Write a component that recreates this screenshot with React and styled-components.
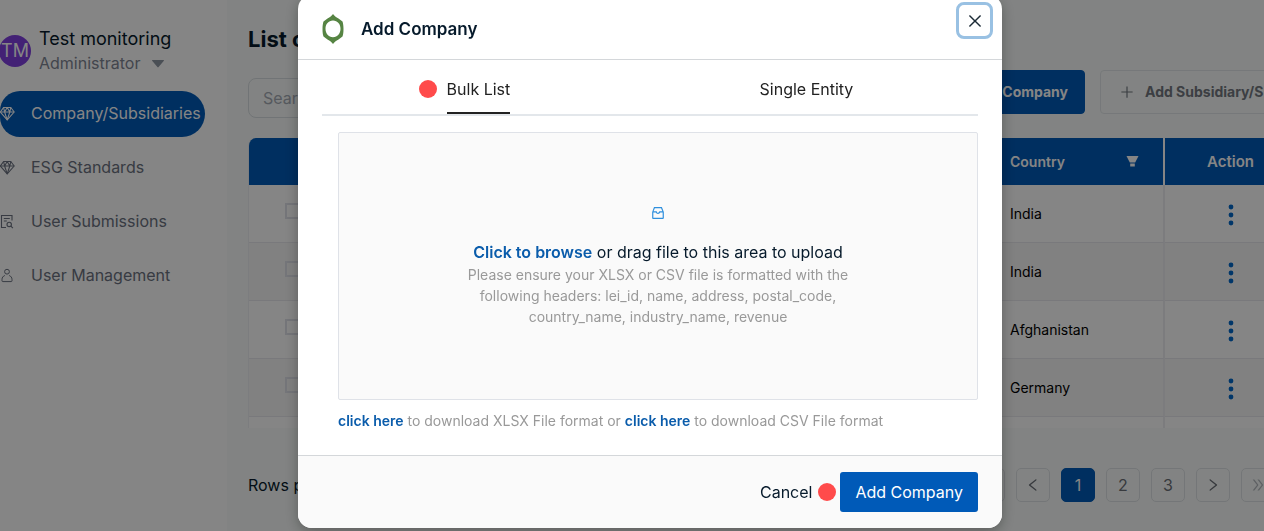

...

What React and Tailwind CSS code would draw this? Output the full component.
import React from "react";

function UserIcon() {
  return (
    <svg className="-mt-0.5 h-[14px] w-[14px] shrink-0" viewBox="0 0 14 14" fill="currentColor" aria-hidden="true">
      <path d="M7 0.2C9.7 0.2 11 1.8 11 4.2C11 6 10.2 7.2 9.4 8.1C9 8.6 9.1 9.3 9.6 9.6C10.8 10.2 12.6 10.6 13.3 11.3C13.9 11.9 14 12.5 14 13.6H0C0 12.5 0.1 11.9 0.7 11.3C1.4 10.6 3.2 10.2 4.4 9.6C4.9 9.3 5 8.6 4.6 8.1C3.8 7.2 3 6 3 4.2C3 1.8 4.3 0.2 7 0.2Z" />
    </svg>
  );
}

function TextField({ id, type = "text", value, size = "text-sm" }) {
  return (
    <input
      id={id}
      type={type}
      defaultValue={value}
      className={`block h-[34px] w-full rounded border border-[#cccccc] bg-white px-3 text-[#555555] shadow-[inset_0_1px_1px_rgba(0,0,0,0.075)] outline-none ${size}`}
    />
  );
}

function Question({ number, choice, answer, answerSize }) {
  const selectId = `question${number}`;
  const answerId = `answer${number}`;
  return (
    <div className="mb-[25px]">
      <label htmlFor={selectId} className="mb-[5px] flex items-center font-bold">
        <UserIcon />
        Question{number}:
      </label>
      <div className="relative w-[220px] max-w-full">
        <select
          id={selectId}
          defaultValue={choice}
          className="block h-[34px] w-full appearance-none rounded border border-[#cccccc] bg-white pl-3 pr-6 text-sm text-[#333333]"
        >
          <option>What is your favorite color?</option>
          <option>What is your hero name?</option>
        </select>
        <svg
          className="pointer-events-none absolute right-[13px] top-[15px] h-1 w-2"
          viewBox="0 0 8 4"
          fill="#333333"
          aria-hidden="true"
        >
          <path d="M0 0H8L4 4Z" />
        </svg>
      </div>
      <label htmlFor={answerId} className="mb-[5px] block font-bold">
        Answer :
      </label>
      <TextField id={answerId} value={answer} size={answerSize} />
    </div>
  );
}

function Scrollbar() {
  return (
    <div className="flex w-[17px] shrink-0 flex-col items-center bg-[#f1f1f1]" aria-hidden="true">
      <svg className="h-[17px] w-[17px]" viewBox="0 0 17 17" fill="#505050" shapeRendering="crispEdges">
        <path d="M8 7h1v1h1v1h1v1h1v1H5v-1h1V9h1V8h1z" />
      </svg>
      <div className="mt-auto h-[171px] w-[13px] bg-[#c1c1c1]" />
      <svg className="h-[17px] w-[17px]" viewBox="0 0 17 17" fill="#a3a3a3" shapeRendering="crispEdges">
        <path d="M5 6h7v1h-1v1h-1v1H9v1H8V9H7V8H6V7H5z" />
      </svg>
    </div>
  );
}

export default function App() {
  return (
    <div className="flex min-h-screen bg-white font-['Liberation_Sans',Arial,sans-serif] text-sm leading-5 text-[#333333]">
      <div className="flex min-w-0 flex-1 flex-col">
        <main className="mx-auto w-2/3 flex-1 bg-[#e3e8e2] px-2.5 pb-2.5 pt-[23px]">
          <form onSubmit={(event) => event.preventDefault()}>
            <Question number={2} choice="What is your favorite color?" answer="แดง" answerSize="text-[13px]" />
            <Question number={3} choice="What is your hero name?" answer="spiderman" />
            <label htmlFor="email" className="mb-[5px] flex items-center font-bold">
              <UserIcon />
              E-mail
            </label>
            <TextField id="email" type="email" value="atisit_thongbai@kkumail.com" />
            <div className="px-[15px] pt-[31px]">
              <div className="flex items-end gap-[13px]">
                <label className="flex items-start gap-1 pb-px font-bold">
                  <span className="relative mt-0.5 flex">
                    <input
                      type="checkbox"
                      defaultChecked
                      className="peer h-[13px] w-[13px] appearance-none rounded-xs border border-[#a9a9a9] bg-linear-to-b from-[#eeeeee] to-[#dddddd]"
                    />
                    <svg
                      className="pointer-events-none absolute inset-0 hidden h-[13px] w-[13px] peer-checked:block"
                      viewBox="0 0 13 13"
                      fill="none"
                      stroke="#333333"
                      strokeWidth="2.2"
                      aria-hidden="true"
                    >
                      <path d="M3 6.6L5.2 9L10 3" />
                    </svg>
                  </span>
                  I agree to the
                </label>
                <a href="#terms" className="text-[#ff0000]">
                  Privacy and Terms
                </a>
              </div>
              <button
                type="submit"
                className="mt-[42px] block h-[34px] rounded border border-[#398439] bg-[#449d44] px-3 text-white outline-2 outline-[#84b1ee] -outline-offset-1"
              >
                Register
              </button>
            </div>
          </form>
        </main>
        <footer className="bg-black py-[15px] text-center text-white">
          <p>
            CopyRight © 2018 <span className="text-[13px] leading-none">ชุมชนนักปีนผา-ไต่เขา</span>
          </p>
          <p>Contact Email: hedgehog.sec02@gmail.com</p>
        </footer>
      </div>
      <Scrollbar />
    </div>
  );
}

## TASK
Print exactly the run of lines that starts at the line with "What React and" and ends at the line with "import React from". Leave out every other line.

## WRITTEN ANSWER
What React and Tailwind CSS code would draw this? Output the full component.
import React from "react";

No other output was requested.